Livro citado: TOMÁS DE AQUINO. Suma Teológica – volume 1. São Paulo: Loyola. 2ªed. 2003.
“Ad primum ergo dicendum quod nihil prohibet id quod est certius secundum naturam, esse quoad nos minus certum, propter debilitatem intellectus nostri, qui se habet ad manifestissima naturae, sicut oculus noctuae ad lumen solis, sicut dicitur in II Metaphys. Unde dubitatio quae accidit in aliquibus circa articulos fidei, non est propter incertitudinem rei, sed propter debilitatem intellectus humani. Et tamen minimum quod potest haberi de cognitione rerum altissimarum, desiderabilius est quam certissima cognitio quae habetur de minimis rebus, ut dicitur in XI de animalibus.” (STh., I, q.1, a.5, sol.1) Texto do site: http://www.corpusthomisticum.org/sth1001.html
Aula 6 – A doutrina sagrada é uma sabedoria? (STh., I, q.1, a.6)

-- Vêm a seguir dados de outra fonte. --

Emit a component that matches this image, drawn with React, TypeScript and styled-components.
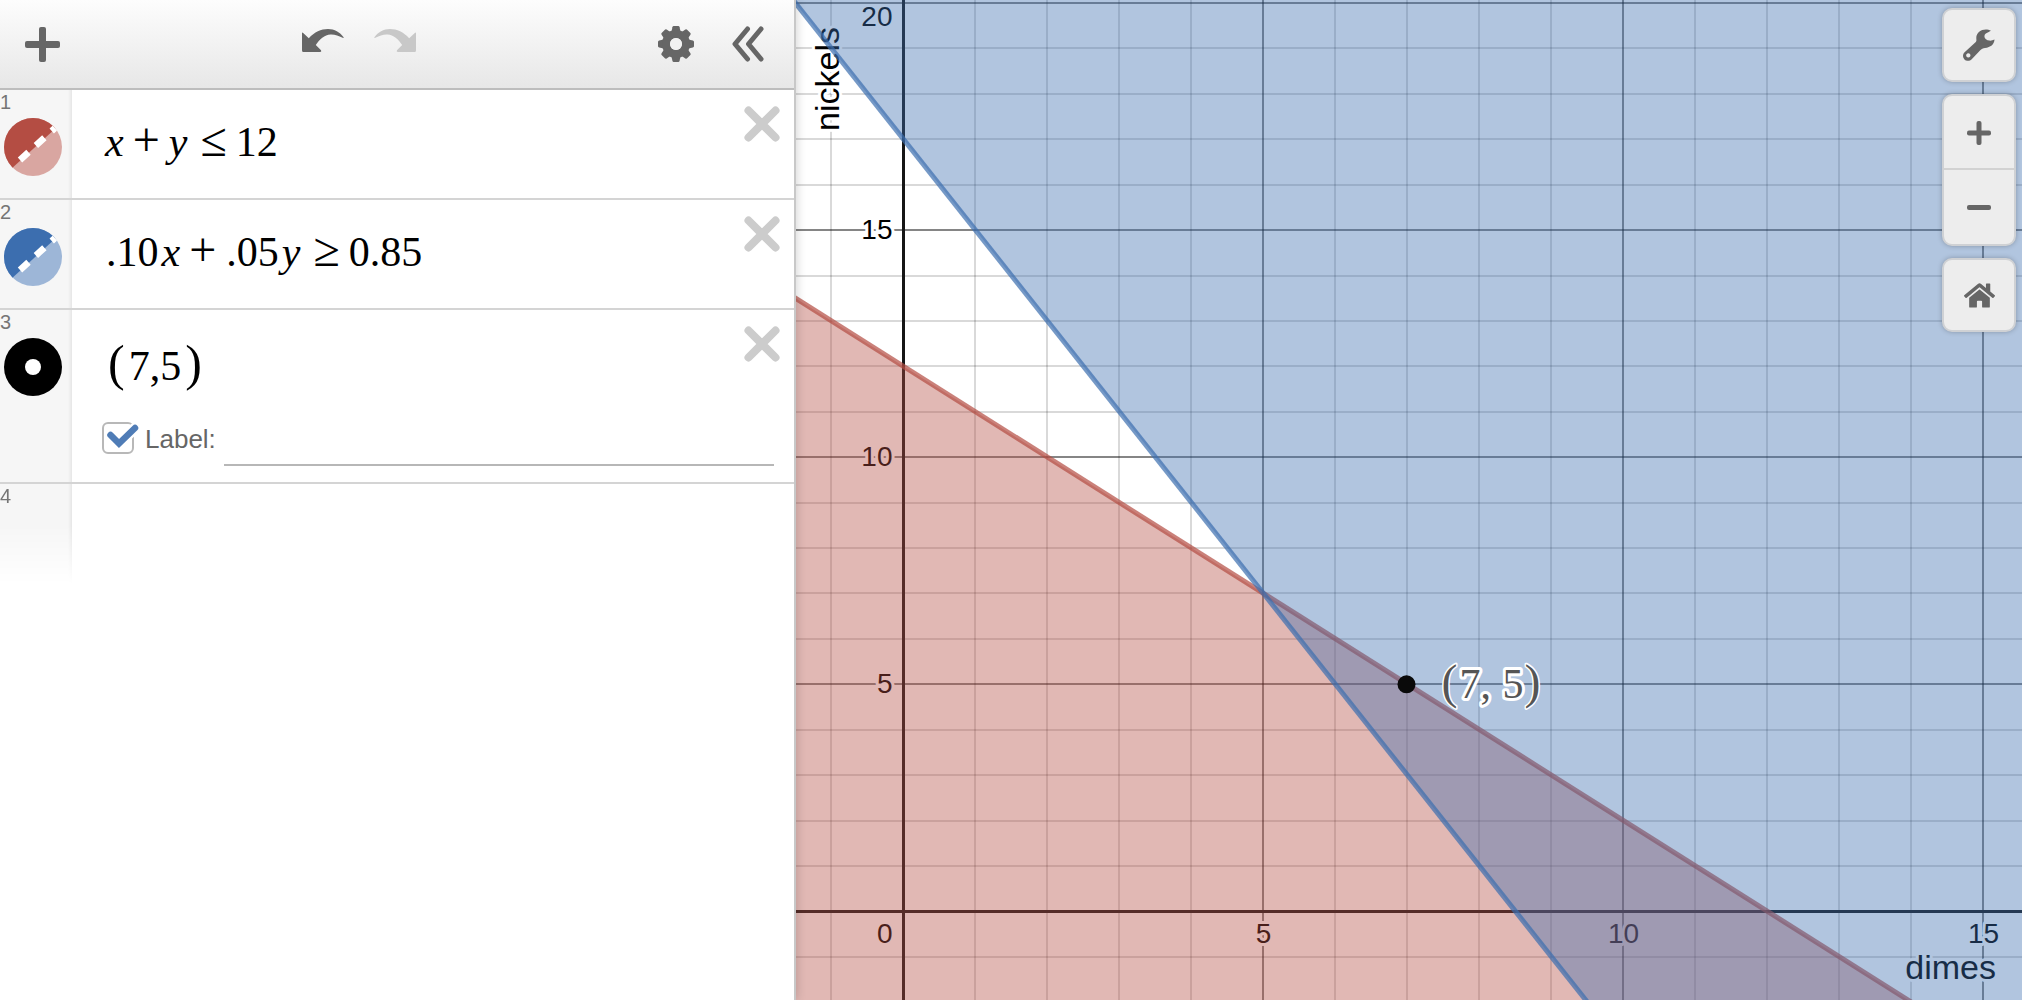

É investigado aqui o sexto artigo da primeira questão da primeira parte da Suma Teológica. Afirma-se que, em relação às sabedorias humanas, a doutrina sagrada é a sabedoria por excelência. Assim, distingue-se que compete ao sábio ordenar e julgar, de modo que o julgamento das coisas inferiores seja feito com base nas coisas superiores. E como a doutrina sagrada considera propriamente Deus enquanto causa suprema, com base na revelação divina e com o auxílio do conhecimento filosófico, ela é a sabedoria suprema, pois ordena e julga as coisas inferiores, fundamentada no que há de mais superior.
Textos:
“Esta doutrina é, por excelência, uma sabedoria, entre todas as sabedorias humanas. E isto não apenas num gênero particular, mas de modo absoluto. Compete ao sábio ordenar e julgar; o julgamento de coisas inferiores se faz mediante uma causa mais elevada; assim, sábio em qualquer gênero é aquele que toma em consideração a causa suprema desse gênero. Por exemplo, no gênero da construção, o artífice que preparou os planos da casa merece o título de sábio e de arquiteto, em relação aos técnicos inferiores incumbidos da talha das pedras ou do corte das madeiras. Eis por que se diz na primeira Carta aos Coríntios: ‘… como bom arquiteto lancei o fundamento’ (1 Cor 3,10). Tratando-se da vida humana em seu conjunto, o homem prudente será chamado sábio quando ordenar os atos humanos ao devido fim; como se diz no livro dos Provérbios (Pr 10, 23): ‘a sabedoria é prudência para o homem’. Por conseguinte, quem considera simplesmente a causa suprema de todo universo, que é Deus, merece por excelência o nome de sábio. Eis por que, como se vê em Agostinho, a sabedoria é chamada o conhecimento das coisas divinas. Ora, a doutrina sagrada trata muito propriamente de Deus enquanto causa suprema; a saber, não somente do que se pode saber por intermédio das criaturas, e que os filósofos alcançaram, ‘… pois o que se pode conhecer de Deus é para eles manifesto’, diz o Apóstolo na Carta aos Romanos (Rm 1, 19); mas também do que só Deus conhece de si mesmo, e que é comunicado aos outros por revelação. Assim, a doutrina sagrada merece por excelência o nome de sabedoria.” (STh., I, q.1, a.6, resp.)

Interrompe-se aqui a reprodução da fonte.